The removal of surface contaminates by cathodic sputtering is known in the art, at least for theoretical or laboratory-type operations, and is referred to as "reverse sputtering" since it is the opposite of the process of cathodic sputtering itself wherein substances are deposited onto the surface of a material. For example, reverse sputtering removes material from a surface as observed in electric-arc-inert-gas welding applications wherein contaminates are removed from the surface of the materials to be welded prior to the actual weldment.
Reverse sputtering has been used in the prior art to clean relatively large surface areas of semiconductor material as a preliminary step in the manufacture of semiconductor devices such as photoelectric cells, and the like.

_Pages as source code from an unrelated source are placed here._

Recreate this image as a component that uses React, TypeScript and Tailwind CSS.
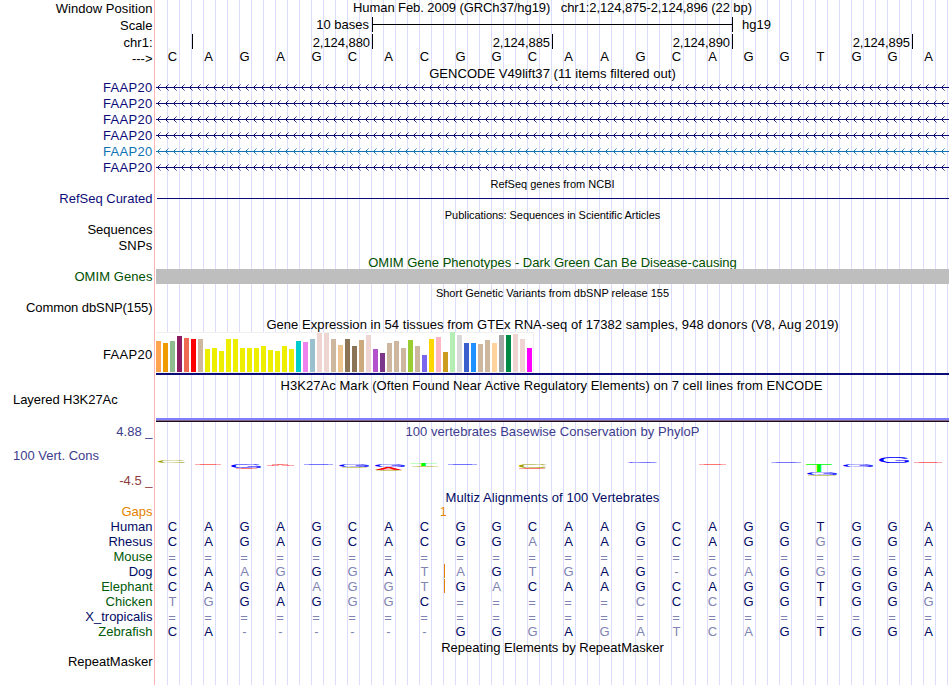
import React from 'react';
import clsx from 'clsx';

const HUMAN = 'CAGAGCACGGCAAGCAGGTGGA';

// lower case = base that differs from the human one, drawn in the muted shade
const species = [
  { name: 'Human', color: 'text-[#000a64]', bases: HUMAN },
  { name: 'Rhesus', color: 'text-[#000a64]', bases: 'CAGAGCACGGaAAGCAGGgGGA' },
  { name: 'Mouse', color: 'text-[#005a0a]', bases: '======================' },
  { name: 'Dog', color: 'text-[#000a64]', bases: 'CAagGgAtaGtgAG-caGgGGA', insert: true },
  { name: 'Elephant', color: 'text-[#005a0a]', bases: 'CAGAaggtGaCAAGCAGGTGGA', insert: true },
  { name: 'Chicken', color: 'text-[#005a0a]', bases: 'tgGAGggC=====cCcGGTGGg' },
  { name: 'X_tropicalis', color: 'text-[#000a64]', bases: '======================' },
  { name: 'Zebrafish', color: 'text-[#005a0a]', bases: 'CA------GGgAgatcaGTGGA' },
];

const transcripts = ['#0c0c78', '#0c0c78', '#0c0c78', '#0c0c78', '#0f73b4', '#0c0c78'];

// [height in px, colour], one entry per tissue
const tissues: [number, string][] = [
  [31, '#ffa54f'], [29, '#ee9a00'], [31, '#8fbc8f'], [36, '#8b1c62'], [34, '#ee6a50'], [33, '#ff0000'],
  [33, '#cdb79e'], [23, '#eeee00'], [24, '#eeee00'], [21, '#eeee00'], [33, '#eeee00'], [33, '#eeee00'],
  [24, '#eeee00'], [24, '#eeee00'], [24, '#eeee00'], [26, '#eeee00'], [22, '#eeee00'], [21, '#eeee00'],
  [26, '#eeee00'], [23, '#eeee00'], [31, '#00cdcd'], [30, '#ee82ee'], [33, '#9ac0cd'], [39, '#eed5d2'],
  [39, '#eed5d2'], [33, '#cdb79e'], [27, '#eec591'], [33, '#8b7355'], [26, '#8b7355'], [32, '#cdaa7d'],
  [37, '#eed5d2'], [23, '#b452cd'], [19, '#7a378b'], [29, '#cdb79e'], [31, '#cdb79e'], [24, '#cdb79e'],
  [32, '#9acd32'], [26, '#cdb79e'], [17, '#7a67ee'], [33, '#ffd700'], [35, '#ffb6c1'], [20, '#cd9b1d'],
  [40, '#b4eeb4'], [37, '#d9d9d9'], [29, '#3a5fcd'], [29, '#1e90ff'], [28, '#cdb79e'], [32, '#cdb79e'],
  [29, '#ffd39b'], [37, '#a6a6a6'], [37, '#008b45'], [38, '#eed5d2'], [33, '#eed5d2'], [24, '#ff00ff'],
];

const BLUE = '#0000ff';
const RED = '#ff0000';
const GREEN = '#00ff00';
const OLIVE = '#a0a000';

// letter, colour, left, right, top, bottom (plot coordinates)
type LogoGlyph = [string, string, number, number, number, number];
const logo: LogoGlyph[] = [
  ['C', OLIVE, 3, 30.5, 38, 40.8],
  ['G', BLUE, 76, 106, 42, 45.7],
  ['G', BLUE, 184.3, 214, 42, 44.9],
  ['G', BLUE, 220, 250, 42, 44.9],
  ['A', RED, 220, 247, 45, 48],
  ['T', GREEN, 255, 282, 42, 43.8],
  ['C', OLIVE, 364, 392, 42, 46],
  ['G', BLUE, 472.5, 502, 39, 40.8],
  ['T', GREEN, 651, 677, 42, 49.8],
  ['G', BLUE, 652, 682, 50, 53],
  ['G', BLUE, 688, 718, 42, 45],
  ['G', BLUE, 724, 754, 34, 41],
];

// scores too close to zero to show a letter: colour, left, right, top
const slivers: [string, number, number, number][] = [
  [RED, 40, 66, 42],
  [RED, 81, 102, 46],
  [RED, 117, 133, 42],
  [RED, 112, 124, 43],
  [RED, 127, 139, 43],
  [BLUE, 149, 178, 42],
  [OLIVE, 187, 212, 45],
  [OLIVE, 221, 247, 48],
  [OLIVE, 257, 283, 44],
  [BLUE, 293, 322, 42],
  [RED, 364, 390, 46],
  [RED, 544, 571, 42],
  [BLUE, 616.5, 646, 40],
  [OLIVE, 653, 681, 53],
  [RED, 759, 787, 40],
];

// ink box of each capital at font size 100: left, right, top, bottom
const ink: Record<string, [number, number, number, number]> = {
  A: [0.5, 66.5, 69, 0],
  C: [5, 68.5, 70, 1],
  G: [5, 71, 70, 1],
  T: [2, 59, 69, 0],
};

type RowProps = {
  className: string;
  label?: string;
  labelClass?: string;
  children?: React.ReactNode;
};

const Row: React.FC<RowProps> = ({ className, label, labelClass, children }) => (
  <div className={clsx('flex w-full shrink-0 items-start', className)}>
    <div className={clsx('w-[155px] shrink-0 pr-[2.5px] text-right', labelClass)}>{label}</div>
    <div className="h-full min-w-0 flex-1">{children}</div>
  </div>
);

const Title: React.FC<{ className?: string; children: React.ReactNode }> = ({ className, children }) => (
  <div className={clsx('pl-px text-center', className)}>{children}</div>
);

const Bases: React.FC<{ bases: string; color: string; muted?: string }> = ({ bases, color, muted }) => (
  <div className="flex">
    {bases.split('').map((b, i) => (
      <span
        key={i}
        className={clsx(
          'w-[36px] shrink-0 text-center',
          b >= 'A' && b <= 'Z' ? color : muted,
          b === '=' ? 'pt-px pr-[2px]' : 'pr-px',
        )}
      >
        {b.toUpperCase()}
      </span>
    ))}
  </div>
);

const Transcript: React.FC<{ color: string; id: string }> = ({ color, id }) => (
  <svg width="793" height="16" className="ml-px block" shapeRendering="crispEdges">
    <defs>
      <pattern id={id} x="1" y="0" width="8" height="16" patternUnits="userSpaceOnUse">
        <g fill={color}>
          <rect x="1" y="6" width="1" height="1" />
          <rect x="1" y="8" width="1" height="1" />
          <rect x="2" y="5" width="1" height="1" opacity="0.8" />
          <rect x="2" y="9" width="1" height="1" opacity="0.8" />
          <rect x="3" y="4" width="1" height="1" opacity="0.5" />
          <rect x="3" y="10" width="1" height="1" opacity="0.5" />
        </g>
      </pattern>
    </defs>
    <rect width="793" height="16" fill={`url(#${id})`} />
    <rect y="7" width="793" height="1" fill={color} />
  </svg>
);

const ConservationLogo: React.FC = () => (
  <svg width="795" height="60" className="block font-['Liberation_Sans',sans-serif]">
    {logo.map(([ch, color, x0, x1, y0, y1], i) => {
      const [l, r, t, b] = ink[ch];
      const sx = (x1 - x0) / (r - l);
      const sy = (y1 - y0) / (t + b);
      return (
        <text key={i} fontSize="100" fill={color} transform={`translate(${x0 - l * sx} ${y0 + t * sy}) scale(${sx} ${sy})`}>
          {ch}
        </text>
      );
    })}
    {slivers.map(([color, x0, x1, y], i) => (
      <g key={i} fill={color}>
        <rect x={x0} y={y} width={x1 - x0} height="1" opacity="0.35" />
        <rect x={x0 + 5} y={y} width={x1 - x0 - 10} height="1" opacity="0.3" />
      </g>
    ))}
  </svg>
);

export default function App() {
  return (
    <div className="h-[685px] w-[950px] overflow-hidden bg-white font-['Liberation_Sans',Arial,sans-serif] text-[13px] leading-[15px] whitespace-pre text-black">
      <div className="relative flex h-full w-[949px] flex-col overflow-hidden">
        {/* base guidelines */}
        <div className="absolute inset-y-0 left-[154px] w-px bg-[#ffb4b4]" />
        <div className="absolute inset-y-0 right-0 left-[156px] bg-[repeating-linear-gradient(to_right,transparent_0,transparent_11px,#dcdcff_11px,#dcdcff_12px)]" />

        <div className="relative flex flex-col">
          <Row className="h-[17px]" label="Window Position" labelClass="pt-px tracking-[0.05px]">
            <Title className="tracking-[-0.08px]">
              {'Human Feb. 2009 (GRCh37/hg19)   chr1:2,124,875-2,124,896 (22 bp)'}
            </Title>
          </Row>
          <Row className="h-[17px]" label="Scale" labelClass="pt-px">
            <div className="flex">
              <div className="w-[217px] pr-[3px] text-right">10 bases</div>
              <div className="h-[15px] w-[361px] border-x border-black pt-[7px]">
                <div className="h-px bg-black" />
              </div>
              <div className="pl-[9px]">hg19</div>
            </div>
          </Row>
          <Row className="h-[15px]" label="chr1:" labelClass="pt-px">
            <div className="flex h-[15px]">
              <div className="w-[38px] border-r border-black" />
              {['2,124,880', '2,124,885', '2,124,890', '2,124,895'].map(pos => (
                <div key={pos} className="w-[180px] border-r border-black pt-px pr-[2px] text-right tracking-[-0.06px]">
                  {pos}
                </div>
              ))}
            </div>
          </Row>
          <Row className="h-[16px]" label="--->" labelClass="pt-[2px]">
            <Bases bases={HUMAN} color="text-black" />
          </Row>

          <Row className="h-[15px]">
            <Title className="pt-px tracking-[0.05px]">GENCODE V49lift37 (11 items filtered out)</Title>
          </Row>
          {transcripts.map((color, i) => (
            <Row
              key={i}
              className="h-[16px]"
              label="FAAP20"
              labelClass={clsx('tracking-[0.3px]', color === '#0c0c78' ? 'text-[#0c0c78]' : 'text-[#0f73b4]')}
            >
              <Transcript color={color} id={`strand-${i}`} />
            </Row>
          ))}

          <Row className="h-[15px]">
            <Title className="pt-px text-[11px]">RefSeq genes from NCBI</Title>
          </Row>
          <Row className="h-[15px]" label="RefSeq Curated" labelClass="text-[#0c0c78]">
            <div className="pt-[7px] pl-[2px]">
              <div className="h-px bg-[#0c0c78]" />
            </div>
          </Row>

          <Row className="h-[16px]">
            <Title className="pt-[2px] text-[11px] tracking-[-0.05px]">Publications: Sequences in Scientific Articles</Title>
          </Row>
          <Row className="h-[16px]" label="Sequences" />
          <Row className="h-[16px]" label="SNPs" labelClass="tracking-[0.2px]" />

          <Row className="h-[15px]">
            <Title className="pt-px text-[#005000]">OMIM Gene Phenotypes - Dark Green Can Be Disease-causing</Title>
          </Row>
          <Row className="h-[15px]" label="OMIM Genes" labelClass="text-[#005000] tracking-[0.08px]">
            <div className="ml-px h-[15px] bg-[#bebebe]" />
          </Row>

          <Row className="h-[16px]">
            <Title className="pt-[2px] text-[11px]">Short Genetic Variants from dbSNP release 155</Title>
          </Row>
          <Row className="h-[16px]" label="Common dbSNP(155)" labelClass="tracking-[-0.08px]" />

          <Row className="h-[16px]">
            <Title className="pt-px tracking-[0.055px]">
              Gene Expression in 54 tissues from GTEx RNA-seq of 17382 samples, 948 donors (V8, Aug 2019)
            </Title>
          </Row>
          <Row className="h-[43px]" label="FAAP20" labelClass="pt-[15px] tracking-[0.3px]">
            <div className="ml-px h-[43px] border-b-2 border-[#0c0c78]">
              <div className="flex h-[41px] w-[378px] items-end gap-[2px] border-t border-r border-b border-[#f0f0f0] bg-white">
                {tissues.map(([height, color], i) => (
                  <div key={i} className="w-[5px] shrink-0" style={{ height, backgroundColor: color }} />
                ))}
              </div>
            </div>
          </Row>

          <Row className="h-[47px]" label="Layered H3K27Ac" labelClass="pt-[17px] pl-[13px] !text-left tracking-[-0.06px]">
            <div className="flex h-full flex-col pl-px">
              <div className="flex-1 pt-[3px] pr-[2px] text-center tracking-[0.05px]">
                H3K27Ac Mark (Often Found Near Active Regulatory Elements) on 7 cell lines from ENCODE
              </div>
              <div className="h-[2px] bg-[#8080ff]" />
              <div className="h-px bg-[#806a8c]" />
              <div className="h-px bg-[#200820]" />
            </div>
          </Row>

          <div className="flex h-[67px]">
            <div className="flex w-[155px] shrink-0 flex-col pt-[2px]">
              <div className="pr-[2.5px] text-right text-[#3c3c8c]">4.88 _</div>
              <div className="pt-[9px] pl-[13px] text-[#3c3c8c]">100 Vert. Cons</div>
              <div className="pt-[10px] pr-[2.5px] text-right text-[#8c3c3c]">-4.5 _</div>
            </div>
            <div className="relative flex-1">
              <Title className="pt-[2px] tracking-[0.04px] text-[#3c3c8c]">
                100 vertebrates Basewise Conservation by PhyloP
              </Title>
              <div className="absolute top-0 left-0">
                <ConservationLogo />
              </div>
            </div>
          </div>

          <Row className="h-[15px]">
            <Title className="pt-px tracking-[0.08px] text-[#000a64]">Multiz Alignments of 100 Vertebrates</Title>
          </Row>
          <Row className="h-[15px]" label="Gaps" labelClass="text-[#e68200]">
            <div className="pt-px pl-[285px] text-[12px] text-[#e68200]">1</div>
          </Row>
          {species.map(s => (
            <Row key={s.name} className="h-[15px]" label={s.name} labelClass={s.color}>
              <div className="relative">
                <Bases bases={s.bases} color="text-[#000a64]" muted="text-[#8084b2]" />
                {s.insert && <div className="absolute top-0 left-[289px] h-[14px] w-px bg-[#e68200]" />}
              </div>
            </Row>
          ))}

          <Row className="h-[15px]">
            <Title className="pt-px">Repeating Elements by RepeatMasker</Title>
          </Row>
          <Row className="h-[31px]" label="RepeatMasker" />
        </div>
      </div>
    </div>
  );
}
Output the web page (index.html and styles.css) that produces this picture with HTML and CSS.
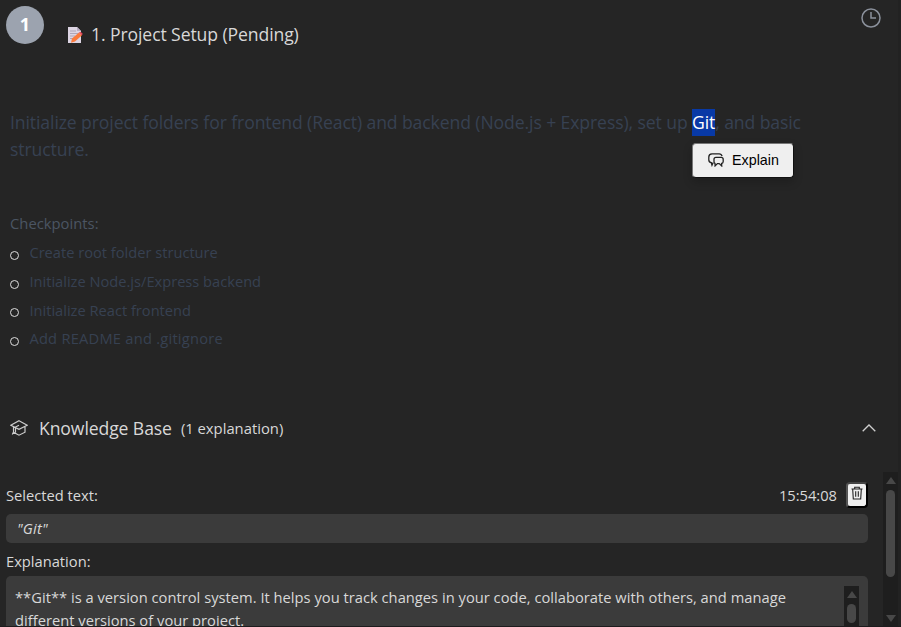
FILE: index.html
```html
<!DOCTYPE html>
<html lang="en">
<head>
<meta charset="utf-8">
<title>Project Setup</title>
<link rel="stylesheet" href="styles.css">
</head>
<body>
<main class="panel">
  <header class="step-header">
    <span class="step-number">1</span>
    <svg class="memo" viewBox="0 0 16 16"><path d="M1 0h9l4 4v12H1z" fill="#ddd5e3"/><path d="M10 0l4 4h-4z" fill="#b9aec4"/><path d="M3 4h6M3 6.500h8M3 9h5M3 11.500h3" stroke="#afa6b8" stroke-width="1"/><path d="M5 11.500L12 5.500l2.800 3L8 14.500l-4 1.200z" fill="#fb7a3c"/><path d="M12 5.500l1.500-.7 2.200 2-.9 1.700z" fill="#e64b5d"/></svg>
    <h1 class="step-title">1. Project Setup (Pending)</h1>
    <svg class="clock" viewBox="0 0 20 20"><circle cx="10" cy="10" r="9"/><path d="M10 4v6h5"/></svg>
  </header>

  <p class="description">Initialize project folders for frontend (React) and backend (Node.js + Express), set up <span class="selection">Git<button class="explain"><svg viewBox="0 0 16 14"><path d="M5.200 9.600L4 12.200 3.300 9.700C1.600 9.500.8 8.600.8 6.800V4C.8 1.900 1.900.9 4 .8h7.200c1.600 0 2.500.8 2.900 2.400"/><path d="M8 4.400h5.100c1.400 0 2.100.8 2.100 2.100v1.900c0 1.200-.6 1.900-1.600 2.100l.1 2.400-2.500-2.300H9.400l-2.300 2.300-.1-2.500C6.200 10.100 6 9.600 6 8.400V6.300c0-1.200.6-1.900 2-1.900z"/></svg><span>Explain</span></button></span>, and basic<br>structure.</p>

  <section class="checkpoints">
    <h2>Checkpoints:</h2>
    <ul>
      <li>Create root folder structure</li>
      <li>Initialize Node.js/Express backend</li>
      <li>Initialize React frontend</li>
      <li class="wide">Add README and .gitignore</li>
    </ul>
  </section>

  <div class="kb-header">
    <svg class="cap" viewBox="0 0 18 16"><path d="M9 .8l8.200 4.400L9 9.400.8 5.200zM3.500 7v5.300L9 15.200l6-3V7M9 5.200L5.500 7v5.500M3.500 12l-1.200 2.500"/></svg>
    <h2 class="kb-title">Knowledge Base</h2>
    <span class="kb-count">(1 explanation)</span>
    <svg class="chevron" viewBox="0 0 14 8"><path d="M.7 7.300L7 1l6.300 6.300"/></svg>
  </div>

  <section class="kb-body">
    <div class="entry">
      <div class="entry-head">
        <span class="label">Selected text:</span>
        <time class="time">15:54:08</time>
        <button class="delete"><svg viewBox="0 0 12 14"><path d="M.5 3h11M3.700 2.800V1.200h4.600v1.600M1.700 3.200l.6 9.800h7.400l.6-9.800M4.700 5.200v5.500M7.300 5.200v5.500"/></svg></button>
      </div>
      <div class="quote">"Git"</div>
      <div class="label explanation-label">Explanation:</div>
      <div class="answer">
        <div class="answer-text">**Git** is a version control system. It helps you track changes in your code, collaborate with others, and manage<br>different versions of your project.</div>
        <div class="scroll inner"><i class="up"></i><i class="thumb"></i></div>
      </div>
    </div>
    <div class="scroll outer"><i class="up"></i><i class="thumb"></i><i class="down"></i></div>
  </section>
</main>
</body>
</html>
```
FILE: styles.css
```css
* { box-sizing: border-box; }
body {
  margin: 0;
  background: #252525;
  color: #d8d8d8;
  font-family: "Open Sans", "Noto Sans", sans-serif;
  overflow: hidden;
}
h1, h2, p, ul { margin: 0; padding: 0; font-weight: 400; }
svg { display: block; fill: none; flex: none; }
button { font-family: "Liberation Sans", sans-serif; padding: 0; }
.panel {
  height: 627px;
  display: flex;
  flex-direction: column;
  overflow: hidden;
  white-space: nowrap;
  border-right: 3px solid #222;
  border-bottom: 1px solid #1d1b1d;
}
.step-header { height: 109px; display: flex; align-items: flex-start; padding: 6px 17px 0 6px; }
.step-number {
  width: 38px; height: 38px; border-radius: 50%;
  background: #9ca3af; color: #fff;
  font-size: 18px; font-weight: 700; line-height: 37px; text-align: center;
}
.memo { width: 16px; height: 16px; margin: 21px 0 0 23px; }
.step-title { margin: 15px 0 0 8px; font-size: 17.600px; line-height: 26px; letter-spacing: -.1px; }
.clock { width: 20px; height: 20px; margin: 2px 0 0 auto; stroke: #8b919c; stroke-width: 1.500; }
.description { height: 103px; padding-left: 10px; font-size: 17.600px; line-height: 27px; letter-spacing: -.1px; color: #374152; }
.selection { position: relative; display: inline-block; height: 27px; vertical-align: top; background: #0839a6; color: #fff; }
.explain {
  position: absolute; left: 0; top: 34px; z-index: 2;
  width: 102px; height: 35px;
  display: flex; align-items: center; gap: 8px; padding: 0 0 1px 15px;
  background: #efefef; color: #000;
  border: 1px solid #111; border-top-color: #777; border-left-color: #777; border-radius: 4px;
  box-shadow: 0 4px 10px rgba(0, 0, 0, .2);
  font-size: 14.300px; letter-spacing: 0;
}
.explain svg { width: 16px; height: 14px; stroke: #222; stroke-width: 1.300; }
.checkpoints { height: 194px; padding-left: 10px; font-size: 14.650px; color: #374152; }
.checkpoints h2 { font-size: 14.800px; line-height: 22px; color: #4b5563; margin-bottom: 4px; }
.checkpoints ul { list-style: none; }
.checkpoints li { height: 28.700px; line-height: 28px; display: flex; align-items: center; }
.checkpoints .wide { letter-spacing: .25px; }
.checkpoints li::before {
  content: ""; width: 7px; height: 7px; margin: 6px 10px 0 1px;
  margin-right: 10.500px; margin-left: .5px;
  border: 1.500px solid #ddd; border-radius: 50%;
}
.checkpoints li { position: relative; left: -.6px; }
.kb-header { height: 66px; display: flex; align-items: center; padding: 0 22px 23px 10px; }
.cap { width: 18px; height: 16px; stroke: #ccc; stroke-width: 1.200; margin-right: 11px; }
.kb-title { font-size: 17.600px; line-height: 24px; letter-spacing: -.1px; }
.kb-count { font-size: 14.800px; margin: 1px 0 0 9px; }
.chevron { width: 14px; height: 8px; margin-left: auto; stroke: #d0d0d0; stroke-width: 1.300; }
.kb-body { flex: 1; display: flex; min-height: 0; overflow: hidden; font-size: 14.700px; }
.entry { flex: 1; padding: 9px 15px 0 6px; }
.entry-head { display: flex; align-items: center; height: 27px; }
.time { margin-left: auto; }
.delete {
  width: 22px; height: 26px; margin: 1px 0 0 9px;
  display: flex; align-items: center; justify-content: center;
  background: #efefef; border: 2px solid #000; border-top-color: #444; border-left-color: #555; border-radius: 4px;
}
.delete svg { width: 12px; height: 14px; margin-top: -4px; stroke: #222; stroke-width: 1.100; }
.quote { height: 29px; margin-top: 6px; padding-left: 11px; line-height: 29px; font-style: italic; letter-spacing: .2px; background: #3b3b3b; border-radius: 5px; }
.explanation-label { height: 33px; line-height: 37px; }
.answer { height: 80px; display: flex; justify-content: space-between; padding: 10px 9px 0 9px; background: #3b3b3b; border-radius: 5px; }
.answer-text { line-height: 23px; letter-spacing: .015px; }
.scroll { width: 15px; background: #1e1e1e; display: flex; flex-direction: column; align-items: center; }
.scroll i { display: block; flex: none; }
.up { border: 5px solid transparent; border-top: 0; border-bottom: 7px solid #484848; margin: 5px 0 6px; }
.down { border: 5px solid transparent; border-bottom: 0; border-top: 7px solid #484848; margin: auto 0 4px; }
.thumb { width: 9px; background: #484848; border-radius: 5px; }
.inner .thumb { height: 19px; }
.outer .thumb { height: 87px; }
```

Furthermore, reverse sputtering has been used to clean the actual apparatus used in cathodic sputtering operations and in various applications such as cleaning accelerators, storage rings, and plasma machines.
The prior art also teaches relatively delicate apertured masking techniques for selectively cleaning small selected areas of a material while shielding or masking other areas to prevent ion bombardment of the shielded or masked surface.
Because of the extreme delicacy of the method and apparatus of sputter cleaning or reverse sputtering to clean semiconductor circuits, and the like, and due to the inaccuracy of masking techniques, prior art attempts have usually resulted in a return to known physical abrasive cleaning techniques and/or chemical cleaning techniques such as etchants, abrasive microcloth, and the like. The use of these methods, however, does not achieve a uniform cleaning of the surface area, and such methods are particularly ineffective, unsatisfactory, or difficult with mold apparatus wherein the mold recesses present relatively small, intricate, well-defined areas of restricted size and confinement which are extremely difficult to clean by such prior art methods. Furthermore, such cleaning techniques often result in damage to the work piece and hence damage to the product produced in the mold assembly.
The method and apparatus of the present invention solve relatively all of the problems listed above and provide a relatively low cost, extremely simple, easy to maintain, highly efficient, system usable in continuous in-line molding or encapsulation systems.